(SOURCE EXCERPT)
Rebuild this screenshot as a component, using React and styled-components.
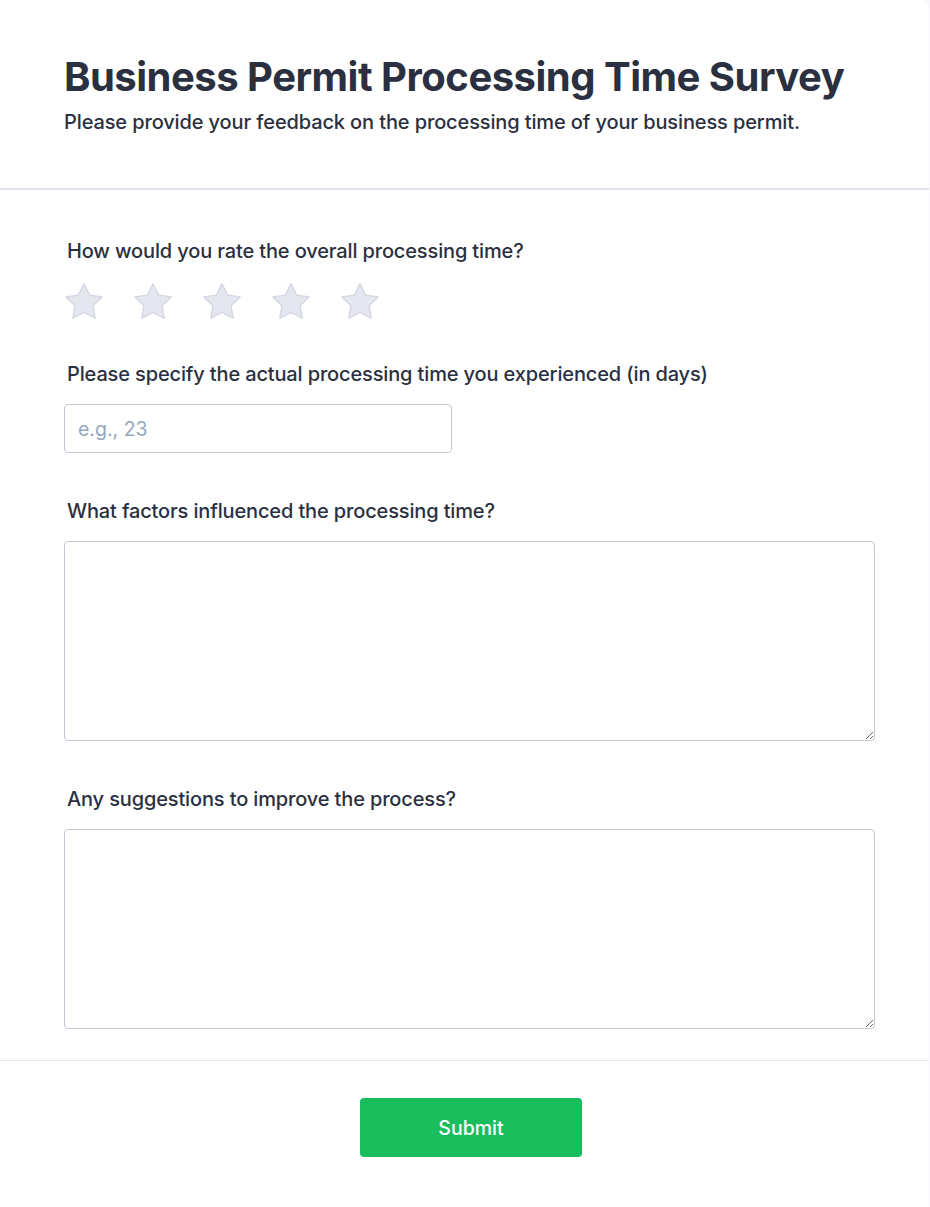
import React, { useState } from 'react';
import styled, { createGlobalStyle } from 'styled-components';

const GlobalStyle = createGlobalStyle`
  * { box-sizing: border-box; }
  body {
    margin: 0;
    background: #f6f7fb;
    font-family: Inter, "Noto Sans", sans-serif;
    color: #2b3040;
  }
`;

const Card = styled.div`
  width: 929px;
  min-height: 1207px;
  background: #ffffff;
  border-top-right-radius: 8px;
`;

const Header = styled.header`
  padding: 53px 64px 52px;
  border-bottom: 2px solid #e2e1ef;
`;

const Title = styled.h1`
  margin: 0 0 7px;
  font-size: 40px;
  line-height: 48px;
  font-weight: 700;
  letter-spacing: -0.5px;
  color: #2b3040;
`;

const Subtitle = styled.p`
  margin: 0;
  font-size: 20px;
  line-height: 28px;
  font-weight: 500;
  letter-spacing: -0.12px;
  color: #2b3040;
`;

const Body = styled.div`
  padding: 47px 54px 31px 64px;
  display: flex;
  flex-direction: column;
  gap: 44px;
`;

const Field = styled.div`
  display: flex;
  flex-direction: column;
  margin-bottom: ${(p) => (p.$tight ? -3 : 0)}px;
`;

const Label = styled.label`
  display: block;
  padding-left: 3px;
  margin-bottom: ${(p) => p.$gap || 16}px;
  font-size: 20px;
  line-height: 28px;
  font-weight: 500;
  letter-spacing: -0.14px;
  color: #2b3040;
`;

const Stars = styled.div`
  display: flex;
  gap: 31px;
  padding-left: 1px;
`;

const StarButton = styled.button`
  padding: 0;
  border: none;
  background: none;
  cursor: pointer;
  width: 38px;
  height: 36px;
  display: flex;
`;

const Input = styled.input`
  width: 388px;
  height: 49px;
  padding: 0 13px;
  border: 1px solid #c5c8d4;
  border-radius: 4px;
  font-family: inherit;
  font-size: 19.5px;
  font-weight: 400;
  color: #2b3040;
  outline: none;

  &::placeholder {
    color: #94a7bd;
  }
`;

const TextArea = styled.textarea`
  width: 811px;
  height: 200px;
  padding: 12px;
  border: 1px solid #c5c8d4;
  border-radius: 4px;
  font-family: inherit;
  font-size: 18px;
  color: #2b3040;
  outline: none;
  resize: vertical;
`;

const Footer = styled.div`
  border-top: 1px solid #e6e6f0;
  padding: 37px 0 50px;
  display: flex;
  justify-content: center;
`;

const SubmitButton = styled.button`
  width: 222px;
  height: 59px;
  margin-left: 13px;
  border: none;
  border-radius: 4px;
  background: #19bd5c;
  color: #ffffff;
  font-family: inherit;
  font-size: 19.5px;
  font-weight: 500;
  cursor: pointer;
`;

const Star = ({ filled }) => (
  <svg width="38" height="36" viewBox="2.2 2.2 19.6 18.7">
    <path
      d="M12 2.6l2.9 5.9 6.5.95-4.7 4.58 1.1 6.47L12 17.45l-5.8 3.05 1.1-6.47-4.7-4.58 6.5-.95z"
      fill={filled ? '#facc15' : '#e5e7f0'}
      stroke={filled ? '#eab308' : '#d3d6df'}
      strokeWidth="0.7"
      strokeLinejoin="round"
    />
  </svg>
);

const App = () => {
  const [rating, setRating] = useState(0);

  return (
    <>
      <GlobalStyle />
      <Card>
        <Header>
          <Title>Business Permit Processing Time Survey</Title>
          <Subtitle>Please provide your feedback on the processing time of your business permit.</Subtitle>
        </Header>
        <Body>
          <Field $tight>
            <Label $gap={18}>How would you rate the overall processing time?</Label>
            <Stars>
              {[1, 2, 3, 4, 5].map((n) => (
                <StarButton key={n} type="button" onClick={() => setRating(n)}>
                  <Star filled={n <= rating} />
                </StarButton>
              ))}
            </Stars>
          </Field>
          <Field>
            <Label>Please specify the actual processing time you experienced (in days)</Label>
            <Input type="number" placeholder="e.g., 23" />
          </Field>
          <Field>
            <Label>What factors influenced the processing time?</Label>
            <TextArea />
          </Field>
          <Field>
            <Label>Any suggestions to improve the process?</Label>
            <TextArea />
          </Field>
        </Body>
        <Footer>
          <SubmitButton type="button">Submit</SubmitButton>
        </Footer>
      </Card>
    </>
  );
};

export default App;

(AIM OF THE TASK) Whichever lines contain the string "React", select and copy them.

(RESPONSE TO THIS EXERCISE)
Rebuild this screenshot as a component, using React and styled-components.
import React, { useState } from 'react';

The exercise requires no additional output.